* [Task directions]: Pick out every line that holds the string "this" and copy it.

Web page code records:
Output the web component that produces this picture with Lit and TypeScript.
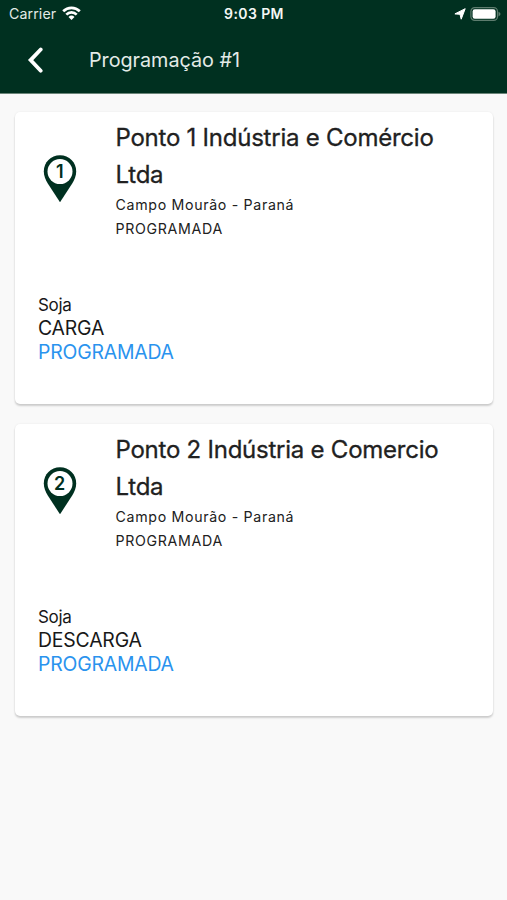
import { LitElement, html, css, svg } from "lit";
import { customElement, property } from "lit/decorators.js";

interface Stop {
  order: number;
  name: string;
  city: string;
  status: string;
  product: string;
  operation: string;
}

const STOPS: Stop[] = [
  { order: 1, name: "Ponto 1 Indústria e Comércio Ltda", city: "Campo Mourão - Paraná", status: "PROGRAMADA", product: "Soja", operation: "CARGA" },
  { order: 2, name: "Ponto 2 Indústria e Comercio Ltda", city: "Campo Mourão - Paraná", status: "PROGRAMADA", product: "Soja", operation: "DESCARGA" },
];

@customElement("status-bar")
class StatusBar extends LitElement {
  static styles = css`
    :host {
      display: grid;
      grid-template-columns: 1fr auto 1fr;
      align-items: center;
      height: 27px;
      padding: 0 6px 0 7px;
      color: #e3ebe7;
    }
    .carrier { display: flex; align-items: center; gap: 5.5px; padding-left: 2px; font-size: 14.2px; letter-spacing: 0.1px; }
    .time { font-size: 14px; font-weight: 600; letter-spacing: 0.4px; color: #f4f7f5; }
    .right { display: flex; align-items: center; justify-content: flex-end; gap: 4px; }
    svg { display: block; }
    .wifi { margin-top: -1px; }
  `;
  render() {
    return html`
      <div class="carrier">
        <span>Carrier</span>
        <svg class="wifi" width="19" height="14" viewBox="0 0 19 14" fill="none" stroke="#fff" stroke-width="2.7">
          <path d="M1.2 5.2a11.8 11.8 0 0 1 16.6 0"></path>
          <path d="M4.3 8.6a7.4 7.4 0 0 1 10.4 0"></path>
          <path d="M9.5 13.9 6.5 10.9a4.3 4.3 0 0 1 6 0z" fill="#fff" stroke="none"></path>
        </svg>
      </div>
      <div class="time">9:03 PM</div>
      <div class="right">
        <svg width="12" height="12" viewBox="0 0 12 12"><path d="M11.2.7 7.2 11.2 6 6.300.9 5.900Z" fill="#fff" stroke="#fff" stroke-width="1" stroke-linejoin="round"></path></svg>
        <svg width="31" height="14" viewBox="0 0 31 14">
          <rect x=".9" y=".6" width="26.6" height="12.8" rx="3.8" fill="none" stroke="#5d7c6e" stroke-width="1.2"></rect>
          <rect x="2.6" y="2.2" width="23" height="9.6" rx="2.2" fill="#fff"></rect>
          <path d="M28.5 4.8q2 .8 2 2.3t-2 2.3z" fill="#5d7c6e"></path>
        </svg>
      </div>
    `;
  }
}

@customElement("app-bar")
class AppBar extends LitElement {
  static styles = css`
    :host { display: flex; align-items: center; height: 66px; padding-left: 27px; color: #e3ebe7; }
    svg { display: block; margin-right: 45px; }
    .title { font-size: 19.8px; line-height: 26px; letter-spacing: -0.03px; }
  `;
  @property() heading = "";
  render() {
    return html`
      <svg width="17" height="26" viewBox="0 0 17 26" fill="none" stroke="#fff" stroke-width="3.8" stroke-linecap="round" stroke-linejoin="miter">
        <path d="M13.7 2.5 3.6 13.1 13.7 23.7"></path>
      </svg>
      <div class="title">${this.heading}</div>
    `;
  }
}

@customElement("stop-card")
class StopCard extends LitElement {
  static styles = css`
    :host {
      display: block;
      box-sizing: border-box;
      height: 292px;
      border-radius: 5px;
      background: #fff;
      box-shadow: 0 2px 2px rgba(0, 0, 0, 0.17), 0 0 2px rgba(0, 0, 0, 0.08);
    }
    .head { display: flex; height: 182px; padding: 8px 23px 0 28px; box-sizing: border-box; }
    .pin { display: block; flex: none; margin: 35px 38.5px 0 0; }
    .num { font: 600 18px Inter, sans-serif; fill: #003020; text-anchor: middle; }
    .name {
      font-size: 24px;
      line-height: 36.5px;
      color: #212121;
      letter-spacing: -0.24px;
      -webkit-text-stroke: 0.3px #212121;
    }
    .sub { font-size: 14.2px; line-height: 24.3px; color: #212121; letter-spacing: 0.67px; }
    .cargo { padding-left: 23px; color: #181818; }
    .product { font-size: 17px; line-height: 22px; letter-spacing: -0.3px; }
    .op { font-size: 19.4px; line-height: 24px; letter-spacing: -0.18px; }
    .blue { color: #2a93ee; }
  `;
  @property({ attribute: false }) stop!: Stop;
  render() {
    const s = this.stop;
    return html`
      <div class="head">
        <svg class="pin" width="34" height="48" viewBox="0 0 34 48">
          <path d="M17 .3C7.8.3.8 7.3.8 16.5c0 4.5 1.8 8.2 4 12.1L17 47.3 29.2 28.6c2.2-3.9 4-7.6 4-12.1C33.2 7.3 26.2.3 17 .3z" fill="#003020"></path>
          <circle cx="17" cy="16.6" r="12.5" fill="#fff"></circle>
          ${svg`<text class="num" x="16.7" y="23.2">${s.order}</text>`}
        </svg>
        <div>
          <div class="name">${s.name}</div>
          <div class="sub">${s.city}</div>
          <div class="sub">${s.status}</div>
        </div>
      </div>
      <div class="cargo">
        <div class="product">${s.product}</div>
        <div class="op">${s.operation}</div>
        <div class="op blue">${s.status}</div>
      </div>
    `;
  }
}

@customElement("app-root")
class AppRoot extends LitElement {
  static styles = css`
    :host {
      display: block;
      height: 900px;
      overflow: hidden;
      background: #f9f9f9;
      font-family: Inter, "Liberation Sans", sans-serif;
    }
    header { background: #003020; border-bottom: 1px solid #6b8579; }
    main { display: flex; flex-direction: column; gap: 20px; padding: 18px 14px 0 15px; }
  `;
  render() {
    return html`
      <header>
        <status-bar></status-bar>
        <app-bar heading="Programação #1"></app-bar>
      </header>
      <main>${STOPS.map((s) => html`<stop-card .stop=${s}></stop-card>`)}</main>
    `;
  }
}
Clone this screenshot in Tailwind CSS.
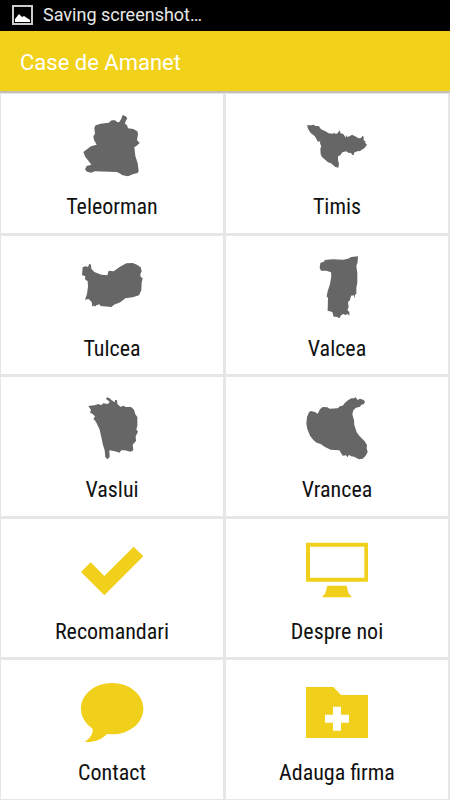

* [Completed exercise]:
Output the web component that produces this picture with Lit and TypeScript.
      <div class="title">${this.heading}</div>
    const s = this.stop;
Clone this screenshot in Tailwind CSS.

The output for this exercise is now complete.